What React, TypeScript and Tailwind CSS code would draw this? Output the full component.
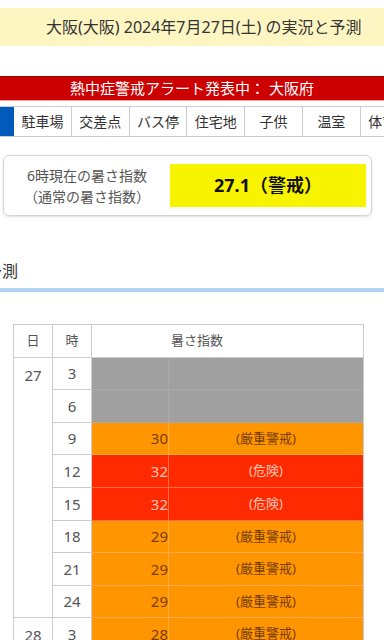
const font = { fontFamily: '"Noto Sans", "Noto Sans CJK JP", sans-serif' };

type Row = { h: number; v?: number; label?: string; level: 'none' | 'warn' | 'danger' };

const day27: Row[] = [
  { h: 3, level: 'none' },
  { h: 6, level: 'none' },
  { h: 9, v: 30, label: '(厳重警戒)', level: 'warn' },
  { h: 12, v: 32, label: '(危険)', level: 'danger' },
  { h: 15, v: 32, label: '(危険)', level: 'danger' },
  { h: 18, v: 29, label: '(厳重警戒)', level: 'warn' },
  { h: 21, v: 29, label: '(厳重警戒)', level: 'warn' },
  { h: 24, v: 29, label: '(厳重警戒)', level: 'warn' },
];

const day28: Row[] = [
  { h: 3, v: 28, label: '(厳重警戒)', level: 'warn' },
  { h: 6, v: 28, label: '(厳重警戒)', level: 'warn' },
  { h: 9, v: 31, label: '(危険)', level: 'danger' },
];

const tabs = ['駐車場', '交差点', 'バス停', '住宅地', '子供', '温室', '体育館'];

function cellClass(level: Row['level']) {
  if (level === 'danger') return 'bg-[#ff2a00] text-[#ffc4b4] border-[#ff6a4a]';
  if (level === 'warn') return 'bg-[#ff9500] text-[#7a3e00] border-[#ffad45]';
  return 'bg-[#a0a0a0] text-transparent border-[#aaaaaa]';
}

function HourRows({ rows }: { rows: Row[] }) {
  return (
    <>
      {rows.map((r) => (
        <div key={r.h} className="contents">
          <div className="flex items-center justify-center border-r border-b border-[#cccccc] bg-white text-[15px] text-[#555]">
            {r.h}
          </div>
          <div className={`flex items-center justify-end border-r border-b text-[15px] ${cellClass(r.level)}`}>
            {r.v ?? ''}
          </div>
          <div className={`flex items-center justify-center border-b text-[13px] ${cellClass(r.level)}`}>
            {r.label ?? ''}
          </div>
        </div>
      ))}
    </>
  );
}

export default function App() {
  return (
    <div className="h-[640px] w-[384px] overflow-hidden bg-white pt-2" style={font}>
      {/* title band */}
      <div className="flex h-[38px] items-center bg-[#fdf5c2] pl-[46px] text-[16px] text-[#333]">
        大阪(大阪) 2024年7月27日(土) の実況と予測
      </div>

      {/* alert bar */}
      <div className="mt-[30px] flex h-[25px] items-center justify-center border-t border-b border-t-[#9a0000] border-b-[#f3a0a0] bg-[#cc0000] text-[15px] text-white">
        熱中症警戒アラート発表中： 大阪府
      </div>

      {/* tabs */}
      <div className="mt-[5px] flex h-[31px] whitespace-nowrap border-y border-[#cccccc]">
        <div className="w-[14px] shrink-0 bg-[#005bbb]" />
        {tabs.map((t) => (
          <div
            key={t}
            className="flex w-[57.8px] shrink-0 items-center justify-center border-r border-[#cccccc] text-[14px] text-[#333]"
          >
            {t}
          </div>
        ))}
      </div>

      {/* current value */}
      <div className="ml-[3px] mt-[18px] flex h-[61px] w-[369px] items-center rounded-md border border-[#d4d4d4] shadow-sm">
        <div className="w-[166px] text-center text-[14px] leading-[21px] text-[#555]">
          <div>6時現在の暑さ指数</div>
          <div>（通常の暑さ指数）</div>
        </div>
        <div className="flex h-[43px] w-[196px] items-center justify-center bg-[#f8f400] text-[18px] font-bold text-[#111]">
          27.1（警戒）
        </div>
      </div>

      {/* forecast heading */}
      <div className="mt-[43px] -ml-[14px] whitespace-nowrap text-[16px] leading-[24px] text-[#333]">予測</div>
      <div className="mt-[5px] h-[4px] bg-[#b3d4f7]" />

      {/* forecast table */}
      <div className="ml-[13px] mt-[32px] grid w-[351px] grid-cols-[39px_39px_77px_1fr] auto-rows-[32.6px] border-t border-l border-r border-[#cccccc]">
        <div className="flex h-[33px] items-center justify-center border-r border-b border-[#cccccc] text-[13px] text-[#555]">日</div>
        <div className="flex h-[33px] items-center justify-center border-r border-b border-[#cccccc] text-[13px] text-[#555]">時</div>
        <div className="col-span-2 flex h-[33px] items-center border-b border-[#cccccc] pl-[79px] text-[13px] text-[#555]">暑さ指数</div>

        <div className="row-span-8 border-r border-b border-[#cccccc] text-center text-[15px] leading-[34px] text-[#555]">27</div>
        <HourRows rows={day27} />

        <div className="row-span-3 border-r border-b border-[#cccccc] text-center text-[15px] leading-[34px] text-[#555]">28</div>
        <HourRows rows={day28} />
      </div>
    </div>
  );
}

» DIRECTIVE
Set every line down exactly as written, leaving each picture out.

» REPLY
What React, TypeScript and Tailwind CSS code would draw this? Output the full component.
const font = { fontFamily: '"Noto Sans", "Noto Sans CJK JP", sans-serif' };

type Row = { h: number; v?: number; label?: string; level: 'none' | 'warn' | 'danger' };

const day27: Row[] = [
  { h: 3, level: 'none' },
  { h: 6, level: 'none' },
  { h: 9, v: 30, label: '(厳重警戒)', level: 'warn' },
  { h: 12, v: 32, label: '(危険)', level: 'danger' },
  { h: 15, v: 32, label: '(危険)', level: 'danger' },
  { h: 18, v: 29, label: '(厳重警戒)', level: 'warn' },
  { h: 21, v: 29, label: '(厳重警戒)', level: 'warn' },
  { h: 24, v: 29, label: '(厳重警戒)', level: 'warn' },
];

const day28: Row[] = [
  { h: 3, v: 28, label: '(厳重警戒)', level: 'warn' },
  { h: 6, v: 28, label: '(厳重警戒)', level: 'warn' },
  { h: 9, v: 31, label: '(危険)', level: 'danger' },
];

const tabs = ['駐車場', '交差点', 'バス停', '住宅地', '子供', '温室', '体育館'];

function cellClass(level: Row['level']) {
  if (level === 'danger') return 'bg-[#ff2a00] text-[#ffc4b4] border-[#ff6a4a]';
  if (level === 'warn') return 'bg-[#ff9500] text-[#7a3e00] border-[#ffad45]';
  return 'bg-[#a0a0a0] text-transparent border-[#aaaaaa]';
}

function HourRows({ rows }: { rows: Row[] }) {
  return (
    <>
      {rows.map((r) => (
        <div key={r.h} className="contents">
          <div className="flex items-center justify-center border-r border-b border-[#cccccc] bg-white text-[15px] text-[#555]">
            {r.h}
          </div>
          <div className={`flex items-center justify-end border-r border-b text-[15px] ${cellClass(r.level)}`}>
            {r.v ?? ''}
          </div>
          <div className={`flex items-center justify-center border-b text-[13px] ${cellClass(r.level)}`}>
            {r.label ?? ''}
          </div>
        </div>
      ))}
    </>
  );
}

export default function App() {
  return (
    <div className="h-[640px] w-[384px] overflow-hidden bg-white pt-2" style={font}>
      {/* title band */}
      <div className="flex h-[38px] items-center bg-[#fdf5c2] pl-[46px] text-[16px] text-[#333]">
        大阪(大阪) 2024年7月27日(土) の実況と予測
      </div>

      {/* alert bar */}
      <div className="mt-[30px] flex h-[25px] items-center justify-center border-t border-b border-t-[#9a0000] border-b-[#f3a0a0] bg-[#cc0000] text-[15px] text-white">
        熱中症警戒アラート発表中： 大阪府
      </div>

      {/* tabs */}
      <div className="mt-[5px] flex h-[31px] whitespace-nowrap border-y border-[#cccccc]">
        <div className="w-[14px] shrink-0 bg-[#005bbb]" />
        {tabs.map((t) => (
          <div
            key={t}
            className="flex w-[57.8px] shrink-0 items-center justify-center border-r border-[#cccccc] text-[14px] text-[#333]"
          >
            {t}
          </div>
        ))}
      </div>

      {/* current value */}
      <div className="ml-[3px] mt-[18px] flex h-[61px] w-[369px] items-center rounded-md border border-[#d4d4d4] shadow-sm">
        <div className="w-[166px] text-center text-[14px] leading-[21px] text-[#555]">
          <div>6時現在の暑さ指数</div>
          <div>（通常の暑さ指数）</div>
        </div>
        <div className="flex h-[43px] w-[196px] items-center justify-center bg-[#f8f400] text-[18px] font-bold text-[#111]">
          27.1（警戒）
        </div>
      </div>

      {/* forecast heading */}
      <div className="mt-[43px] -ml-[14px] whitespace-nowrap text-[16px] leading-[24px] text-[#333]">予測</div>
      <div className="mt-[5px] h-[4px] bg-[#b3d4f7]" />

      {/* forecast table */}
      <div className="ml-[13px] mt-[32px] grid w-[351px] grid-cols-[39px_39px_77px_1fr] auto-rows-[32.6px] border-t border-l border-r border-[#cccccc]">
        <div className="flex h-[33px] items-center justify-center border-r border-b border-[#cccccc] text-[13px] text-[#555]">日</div>
        <div className="flex h-[33px] items-center justify-center border-r border-b border-[#cccccc] text-[13px] text-[#555]">時</div>
        <div className="col-span-2 flex h-[33px] items-center border-b border-[#cccccc] pl-[79px] text-[13px] text-[#555]">暑さ指数</div>

        <div className="row-span-8 border-r border-b border-[#cccccc] text-center text-[15px] leading-[34px] text-[#555]">27</div>
        <HourRows rows={day27} />

        <div className="row-span-3 border-r border-b border-[#cccccc] text-center text-[15px] leading-[34px] text-[#555]">28</div>
        <HourRows rows={day28} />
      </div>
    </div>
  );
}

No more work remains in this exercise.